Understanding the range of IP classes is fundamental to navigating the modern internet, as these numerical labels serve as the primary method for identifying devices on a network. Every time you load a webpage or send an email, your device is using an IP address to locate and communicate with a specific server or router. The system is structured into distinct classes, each designed for specific scales of deployment, from a single organization to millions of global users. This classification dictates not only the scale of a network but also the underlying methodology for routing traffic across the complex web of interconnected devices.
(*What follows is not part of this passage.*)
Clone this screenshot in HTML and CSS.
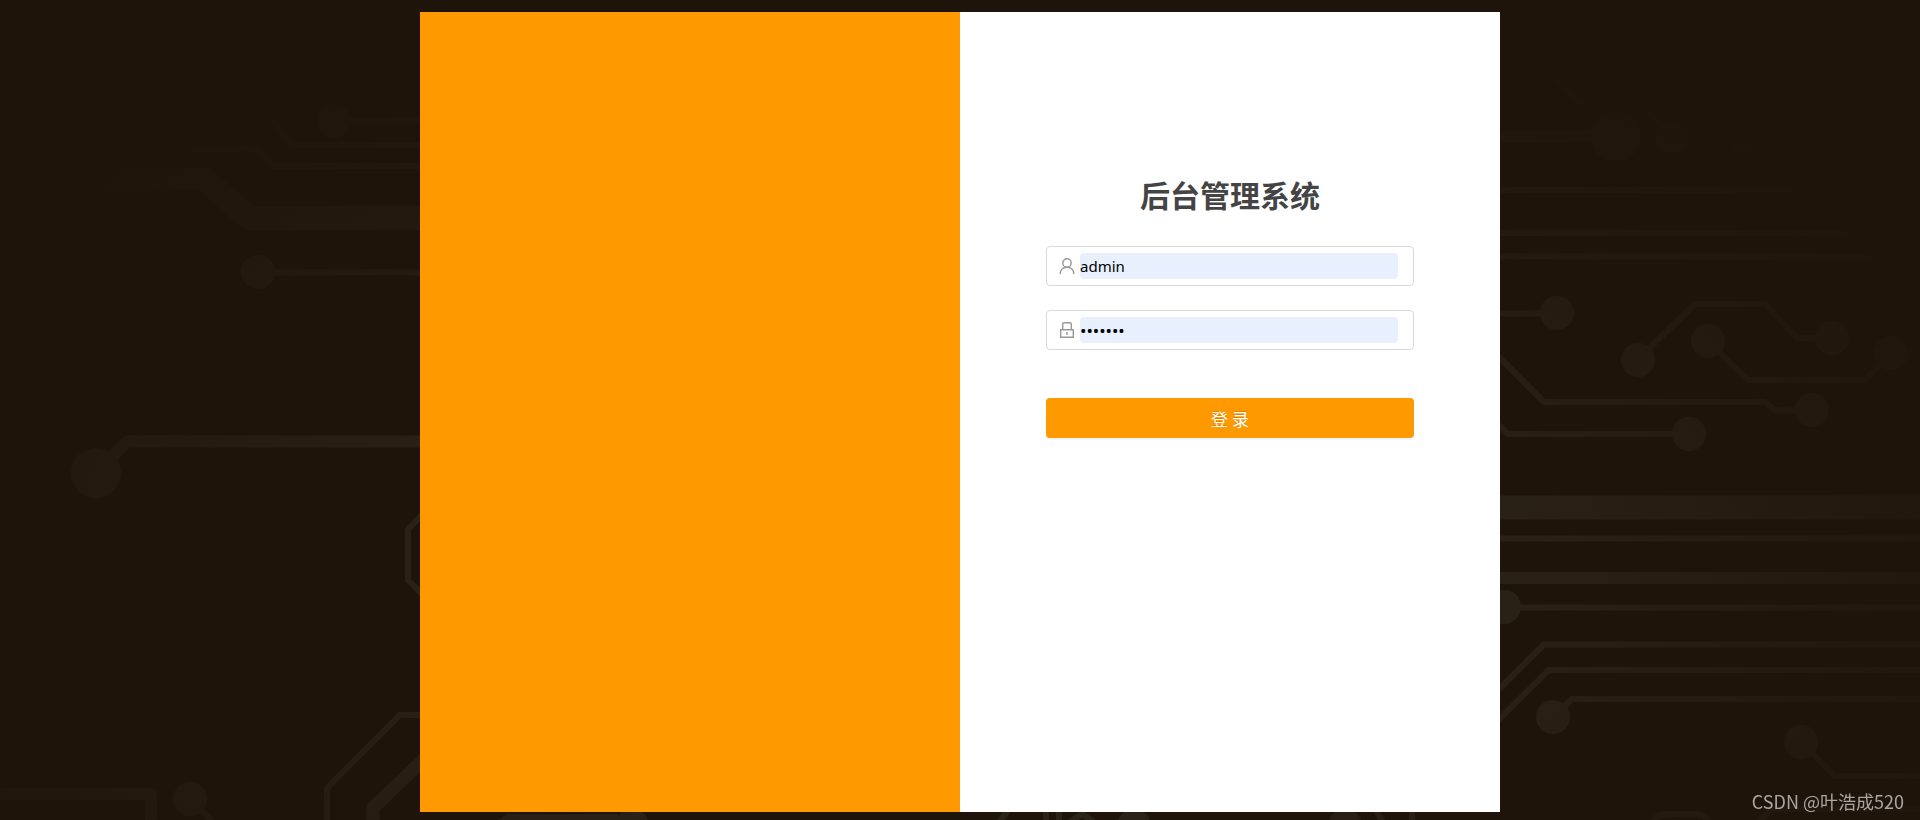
FILE: index.html
```html
<!DOCTYPE html>
<html lang="zh-CN">
<head>
  <meta charset="UTF-8">
  <meta name="viewport" content="width=device-width, initial-scale=1.0">
  <title>后台管理系统</title>
  <link rel="stylesheet" href="styles.css">
</head>
<body>

<div class="page">
  <!-- 电路板背景 -->
  <svg class="circuit" viewBox="0 0 1920 820" preserveAspectRatio="xMidYMid slice" aria-hidden="true">
    <defs>
      <radialGradient id="glow" gradientUnits="userSpaceOnUse" cx="0" cy="0" r="1" gradientTransform="translate(960 580) scale(1200 610)">
        <stop offset="0.4" stop-color="#2b2218"/>
        <stop offset="0.75" stop-color="#24190f"/>
        <stop offset="1" stop-color="#1e140a"/>
      </radialGradient>
    </defs>
    <g fill="none" stroke="url(#glow)" stroke-width="6" stroke-linejoin="round">
      <!-- 左侧 -->
      <path d="M333 120.500H440"/>
      <path d="M165 129l22-13h81l23 29h149"/>
      <path d="M137 142l8 7h111l18 17h166"/>
      <path d="M40 190l24-11h141l44 39h191" stroke-width="24"/>
      <path d="M258 272.500H440"/>
      <path d="M96 473l31-31.500h313" stroke-width="12"/>
      <path d="M430 507l-22 22v51l22 22"/>
      <path d="M440 715h-40l-73 73v40"/>
      <path d="M440 744l-67 64v20" stroke-width="13"/>
      <path d="M0 794h151v34" stroke-width="12"/>
      <path d="M190 799l30 30"/>
      <!-- 右侧 -->
      <path d="M1480 62h50q8 0 14 6l38 36h58l32 34"/>
      <path d="M1480 136.500h136" stroke-width="12"/>
      <path d="M1480 190h370M1480 233h440M1480 256.500h440"/>
      <path d="M1480 313.500h77"/>
      <path d="M1638 359l57-55h70l32 34h35"/>
      <path d="M1708 341l40 39h117l26-27"/>
      <path d="M1480 338l64 64h221l10 8.500h37"/>
      <path d="M1480 406l28 28h181"/>
      <path d="M1480 507.500h440" stroke-width="24"/>
      <path d="M1480 538.500h440"/>
      <path d="M1480 578h440" stroke-width="12"/>
      <path d="M1504 607.500h416"/>
      <path d="M1480 708l64-63.500h376"/>
      <path d="M1480 738l69-68h371"/>
      <path d="M1553 717l19-18h348"/>
      <path d="M1801 742l34 34h85"/>
      <path d="M1650 826q6-12 17-12h28q11 0 17 12"/>
      <path d="M1758 822l14-13h148"/>
      <!-- 底部 -->
      <path d="M498 824l10-7h110M998 824l22-30M1046 800v24M1059 800v24M1370 800l14 24M1412 800v24"/>
      <path d="M1070 822l12-8 12 8M1082 800v18"/>
    </g>
    <g fill="url(#glow)">
      <circle cx="334" cy="121" r="17"/>
      <circle cx="258" cy="272" r="17"/>
      <circle cx="96" cy="473" r="25"/>
      <circle cx="190" cy="799" r="17"/>
      <circle cx="1672" cy="138" r="17"/>
      <circle cx="1616" cy="136" r="25"/>
      <circle cx="1745" cy="138" r="16"/>
      <circle cx="1557" cy="313" r="17"/>
      <circle cx="1638" cy="360" r="17"/>
      <circle cx="1832" cy="338" r="17"/>
      <circle cx="1708" cy="341" r="17"/>
      <circle cx="1891" cy="353" r="17"/>
      <circle cx="1812" cy="410" r="17"/>
      <circle cx="1689" cy="434" r="17"/>
      <circle cx="1504" cy="607" r="17"/>
      <circle cx="1553" cy="717" r="17"/>
      <circle cx="1801" cy="742" r="17"/>
      <circle cx="632" cy="826" r="17"/>
      <circle cx="1134" cy="826" r="17"/>
      <circle cx="1345" cy="826" r="17"/>
    </g>
  </svg>

  <main class="login">
    <div class="login-banner"></div>

    <div class="login-panel">
      <form class="login-form">
        <h1>后台管理系统</h1>

        <label class="field">
          <svg class="icon" viewBox="0 0 16 16" aria-hidden="true">
            <circle cx="8" cy="5" r="4.200"/>
            <path d="M1.200 16c0-4 2.700-6.800 6.800-6.800s6.800 2.800 6.800 6.800"/>
          </svg>
          <input type="text" name="username" value="admin" aria-label="用户名">
        </label>

        <label class="field">
          <svg class="icon" viewBox="0 0 16 16" aria-hidden="true">
            <path d="M1.700 7.700h12.600v7.600H1.700zM3.700 7.700V2.200q0-1.500 1.500-1.500h5.600q1.500 0 1.500 1.500v5.500M8 10v3"/>
          </svg>
          <input type="password" name="password" value="1234567" aria-label="密码">
        </label>

        <button type="submit">登 录</button>
      </form>
    </div>
  </main>
</div>

<div class="watermark">CSDN @叶浩成520</div>

</body>
</html>
```
FILE: styles.css
```css
* {
  margin: 0;
  padding: 0;
  box-sizing: border-box;
}
body {
  font-family: "Noto Sans", "Noto Sans CJK SC", sans-serif;
  background-color: #1e140a;
  color: #444;
}

/* 背景和登录框叠放在同一格 */
.page {
  display: grid;
  grid-template-columns: 100%;
  grid-template-rows: 100%;
  height: 100vh;
  min-height: 520px;
  overflow: hidden;
}
.circuit {
  grid-area: 1 / 1;
  width: 100%;
  height: 100%;
}
.login {
  grid-area: 1 / 1;
  display: grid;
  grid-template-columns: 1fr 1fr;
  width: 100%;
  max-width: 1080px;
  margin: 12px auto 8px;
  z-index: 1;
}
.login-banner {
  background-color: #ff9900;
}
.login-panel {
  padding: 158px 24px 24px;
  background-color: #fff;
}
.login-form {
  max-width: 368px;
  margin: 0 auto;
}
.login-form h1 {
  margin-bottom: 28px;
  font-family: "Noto Sans CJK SC", sans-serif;
  font-size: 30px;
  line-height: 48px;
  text-align: center;
}

.field {
  display: flex;
  align-items: center;
  gap: 5px;
  height: 40px;
  margin-bottom: 24px;
  padding: 0 15px 0 12px;
  border: 1px solid #d9d9d9;
  border-radius: 4px;
}
.icon {
  flex: none;
  width: 16px;
  height: 16px;
  fill: none;
  stroke: #999;
  stroke-width: 1.4;
}
.field input {
  flex: 1;
  min-width: 0;
  height: 26px;
  border: none;
  border-radius: 4px;
  outline: none;
  background-color: #e8f0fe;
  color: #000;
  font-family: inherit;
  font-size: 15px;
}
.field input[type="password"] {
  font-size: 17px;
}
.login-form button {
  width: 100%;
  height: 40px;
  margin-top: 24px;
  border: none;
  border-radius: 4px;
  background-color: #ff9900;
  box-shadow: 0 2px 0 rgba(0, 0, 0, 0.04);
  color: #fff;
  font-family: "Noto Sans CJK SC", sans-serif;
  font-size: 17px;
  text-shadow: 0 -1px 0 rgba(0, 0, 0, 0.12);
  cursor: pointer;
}

.watermark {
  position: fixed;
  right: 16px;
  bottom: 6px;
  z-index: 2;
  color: #aaa7a3;
  font-family: "Noto Sans CJK SC", sans-serif;
  font-size: 18px;
  line-height: 26px;
}
```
The Concept of IP Addressing and Classification
The original framework for IP addressing was established to manage the exponential growth of connected devices. This system relies on a 32-bit number, typically displayed as four sets of decimal numbers separated by periods, known as dotted-decimal notation. The division of these 32 bits into a network portion and a host portion allows routers to efficiently determine the path a data packet should take. By categorizing these addresses into distinct classes, the internet was once able to allocate resources systematically based on the size of the organization requesting them.
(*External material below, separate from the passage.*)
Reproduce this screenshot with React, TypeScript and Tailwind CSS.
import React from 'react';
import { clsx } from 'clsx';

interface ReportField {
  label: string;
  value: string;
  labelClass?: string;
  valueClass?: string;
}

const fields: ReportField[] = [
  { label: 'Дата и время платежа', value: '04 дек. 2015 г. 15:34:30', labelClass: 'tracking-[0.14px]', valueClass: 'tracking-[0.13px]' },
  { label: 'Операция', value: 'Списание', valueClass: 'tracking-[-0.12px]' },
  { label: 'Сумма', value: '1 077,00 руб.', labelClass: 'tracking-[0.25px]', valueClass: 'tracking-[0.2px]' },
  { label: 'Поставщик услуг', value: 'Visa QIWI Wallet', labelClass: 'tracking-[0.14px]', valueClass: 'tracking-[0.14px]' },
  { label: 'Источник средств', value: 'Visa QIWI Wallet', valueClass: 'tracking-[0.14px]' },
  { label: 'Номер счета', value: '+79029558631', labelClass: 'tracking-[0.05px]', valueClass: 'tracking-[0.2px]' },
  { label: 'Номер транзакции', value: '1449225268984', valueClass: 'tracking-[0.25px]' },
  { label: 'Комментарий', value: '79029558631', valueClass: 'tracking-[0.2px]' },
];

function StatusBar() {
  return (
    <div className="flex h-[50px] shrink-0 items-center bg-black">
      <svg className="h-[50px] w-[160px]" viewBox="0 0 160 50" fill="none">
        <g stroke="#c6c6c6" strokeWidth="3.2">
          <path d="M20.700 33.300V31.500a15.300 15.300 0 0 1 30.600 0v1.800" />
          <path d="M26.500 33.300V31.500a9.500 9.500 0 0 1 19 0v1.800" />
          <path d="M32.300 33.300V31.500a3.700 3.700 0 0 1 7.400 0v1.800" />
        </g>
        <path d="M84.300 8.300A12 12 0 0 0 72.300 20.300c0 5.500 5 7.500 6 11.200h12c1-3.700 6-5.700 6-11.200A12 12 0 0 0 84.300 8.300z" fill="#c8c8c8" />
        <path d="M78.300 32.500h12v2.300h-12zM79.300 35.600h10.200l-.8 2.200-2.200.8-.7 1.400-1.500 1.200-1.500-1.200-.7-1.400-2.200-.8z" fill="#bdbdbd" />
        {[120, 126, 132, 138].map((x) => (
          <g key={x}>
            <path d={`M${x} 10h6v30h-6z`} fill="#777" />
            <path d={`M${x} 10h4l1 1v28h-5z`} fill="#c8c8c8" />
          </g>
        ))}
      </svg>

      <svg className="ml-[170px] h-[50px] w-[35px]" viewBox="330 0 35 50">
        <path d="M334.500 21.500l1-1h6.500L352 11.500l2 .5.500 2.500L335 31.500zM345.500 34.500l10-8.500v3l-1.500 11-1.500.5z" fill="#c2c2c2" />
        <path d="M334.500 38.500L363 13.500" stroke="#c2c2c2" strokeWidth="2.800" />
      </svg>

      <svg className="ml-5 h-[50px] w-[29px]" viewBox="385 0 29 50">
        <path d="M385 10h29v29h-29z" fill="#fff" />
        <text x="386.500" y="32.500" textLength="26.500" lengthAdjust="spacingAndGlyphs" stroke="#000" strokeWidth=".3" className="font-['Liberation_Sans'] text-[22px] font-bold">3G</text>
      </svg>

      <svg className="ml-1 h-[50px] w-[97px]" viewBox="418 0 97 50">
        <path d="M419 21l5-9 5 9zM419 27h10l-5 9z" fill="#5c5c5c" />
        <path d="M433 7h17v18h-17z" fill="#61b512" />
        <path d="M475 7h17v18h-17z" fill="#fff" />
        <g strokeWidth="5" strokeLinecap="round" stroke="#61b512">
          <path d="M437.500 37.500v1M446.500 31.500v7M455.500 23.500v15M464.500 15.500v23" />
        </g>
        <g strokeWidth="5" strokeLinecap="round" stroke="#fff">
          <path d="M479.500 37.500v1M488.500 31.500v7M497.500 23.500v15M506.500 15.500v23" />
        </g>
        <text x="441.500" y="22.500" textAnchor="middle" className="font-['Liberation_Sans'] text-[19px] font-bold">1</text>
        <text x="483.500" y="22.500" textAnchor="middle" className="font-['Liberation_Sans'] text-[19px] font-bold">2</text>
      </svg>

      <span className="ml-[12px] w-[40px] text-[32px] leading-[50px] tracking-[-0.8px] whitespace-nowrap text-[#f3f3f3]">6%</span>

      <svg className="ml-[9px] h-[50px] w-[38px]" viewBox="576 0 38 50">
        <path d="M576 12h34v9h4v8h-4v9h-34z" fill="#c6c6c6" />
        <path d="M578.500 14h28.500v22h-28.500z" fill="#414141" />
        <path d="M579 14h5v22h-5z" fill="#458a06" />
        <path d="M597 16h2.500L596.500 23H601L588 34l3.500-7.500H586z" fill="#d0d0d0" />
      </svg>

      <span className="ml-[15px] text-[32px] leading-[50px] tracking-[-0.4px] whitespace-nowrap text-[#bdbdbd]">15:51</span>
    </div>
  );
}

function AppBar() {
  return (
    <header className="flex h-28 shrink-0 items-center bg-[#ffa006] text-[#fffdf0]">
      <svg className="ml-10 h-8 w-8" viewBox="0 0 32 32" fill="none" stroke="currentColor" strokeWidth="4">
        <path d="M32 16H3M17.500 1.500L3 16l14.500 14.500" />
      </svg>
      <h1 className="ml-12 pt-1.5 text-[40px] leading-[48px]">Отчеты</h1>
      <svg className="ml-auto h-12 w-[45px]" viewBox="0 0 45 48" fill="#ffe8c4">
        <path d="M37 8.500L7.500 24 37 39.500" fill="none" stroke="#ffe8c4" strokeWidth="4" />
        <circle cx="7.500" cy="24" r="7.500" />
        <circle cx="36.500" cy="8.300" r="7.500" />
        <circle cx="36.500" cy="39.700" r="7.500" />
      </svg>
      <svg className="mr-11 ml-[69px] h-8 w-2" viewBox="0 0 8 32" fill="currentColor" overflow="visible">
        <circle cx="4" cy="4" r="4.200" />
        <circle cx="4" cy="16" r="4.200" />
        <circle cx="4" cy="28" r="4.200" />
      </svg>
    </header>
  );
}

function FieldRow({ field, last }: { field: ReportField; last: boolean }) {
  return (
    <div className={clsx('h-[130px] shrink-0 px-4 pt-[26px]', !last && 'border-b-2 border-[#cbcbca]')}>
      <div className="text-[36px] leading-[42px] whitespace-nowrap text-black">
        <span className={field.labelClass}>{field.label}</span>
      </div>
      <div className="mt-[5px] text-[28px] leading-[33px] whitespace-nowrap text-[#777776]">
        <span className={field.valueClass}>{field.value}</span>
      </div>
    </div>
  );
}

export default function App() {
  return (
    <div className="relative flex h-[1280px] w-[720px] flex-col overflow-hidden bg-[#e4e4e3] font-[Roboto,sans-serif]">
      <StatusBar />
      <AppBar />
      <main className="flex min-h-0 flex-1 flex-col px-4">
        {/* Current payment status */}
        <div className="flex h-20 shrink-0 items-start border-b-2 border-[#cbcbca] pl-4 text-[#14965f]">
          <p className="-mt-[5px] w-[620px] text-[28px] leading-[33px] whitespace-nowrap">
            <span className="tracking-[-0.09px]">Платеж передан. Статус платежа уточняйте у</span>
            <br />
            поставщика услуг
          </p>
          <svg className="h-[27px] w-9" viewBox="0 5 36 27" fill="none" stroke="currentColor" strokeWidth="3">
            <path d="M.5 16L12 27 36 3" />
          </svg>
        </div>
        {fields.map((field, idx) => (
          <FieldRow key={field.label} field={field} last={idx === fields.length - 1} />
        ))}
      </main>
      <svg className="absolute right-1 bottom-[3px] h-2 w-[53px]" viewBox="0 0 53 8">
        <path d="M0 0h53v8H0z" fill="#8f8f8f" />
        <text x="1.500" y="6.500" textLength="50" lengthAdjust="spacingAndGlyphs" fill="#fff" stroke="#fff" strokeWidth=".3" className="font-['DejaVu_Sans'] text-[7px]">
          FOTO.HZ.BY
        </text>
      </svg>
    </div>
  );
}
Class A: The Largest Networks
Class A addresses are designed to support the largest number of hosts, making them suitable for massive national or global networks. The first octet (the first set of numbers) ranges from 1 to 126, with the notable exception of 127, which is reserved exclusively for loopback testing. In a Class A scenario, the remaining three octets are available to identify individual devices on the network, allowing for over 16 million host addresses per network. You will typically encounter Class A ranges in the infrastructure of major internet service providers or large multinational corporations.
Class B: Regional and Enterprise Solutions
For organizations that require a substantial number of hosts but do not need the scale of a Class A network, Class B provides a balanced alternative. The first octet for Class B ranges from 128 to 191, offering a middle ground for medium to large-sized networks. In this configuration, the first two octets represent the network address, while the last two are available for host addresses. This class is commonly utilized by regional internet service providers, educational institutions, and larger enterprise businesses that operate across multiple locations.
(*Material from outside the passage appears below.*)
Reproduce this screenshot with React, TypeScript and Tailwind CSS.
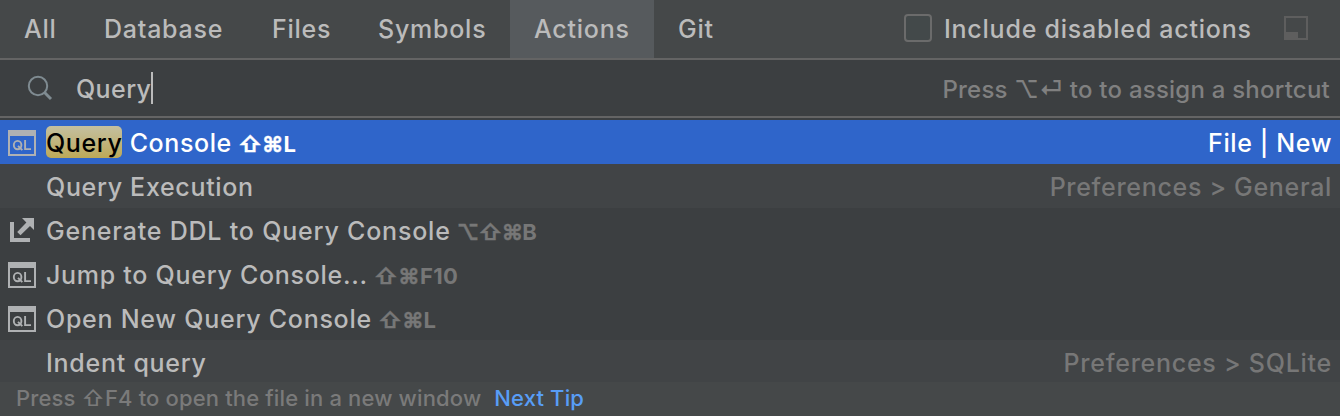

Class C: The Standard for Small Networks
Class C addresses are the most familiar to the average user, as they are the standard for small local networks and home internet connections. With a first octet range of 192 to 223, these networks support a smaller number of hosts—up to 254 per network. The first three octets identify the network itself, leaving the final octet for individual devices. This class is perfect for small businesses, home offices, or any environment where the number of connected devices is limited and manageable.
Special Use and Reserved Classes
Beyond the standard classes, specific ranges are reserved for special functions that do not fit the typical public addressing model. Class D addresses, ranging from 224 to 239, are dedicated to multicast groups, where data is sent to multiple specific destinations simultaneously, such as in streaming media. Class E, spanning 240 to 255, is reserved for future use and experimental purposes, ensuring room for technological evolution without disrupting the existing internet structure.
Limitations and the Shift to CIDR
The original classful addressing system proved to be inefficient as the internet grew, leading to the exhaustion of available IP addresses. The rigid boundaries between classes meant that organizations often received far more addresses than they needed, resulting in waste. To combat this, Classless Inter-Domain Routing (CIDR) was introduced, allowing for more flexible allocation of IP blocks. CIDR replaced the classful system with a more dynamic method, using suffixes to denote network boundaries and enabling more efficient aggregation of routes.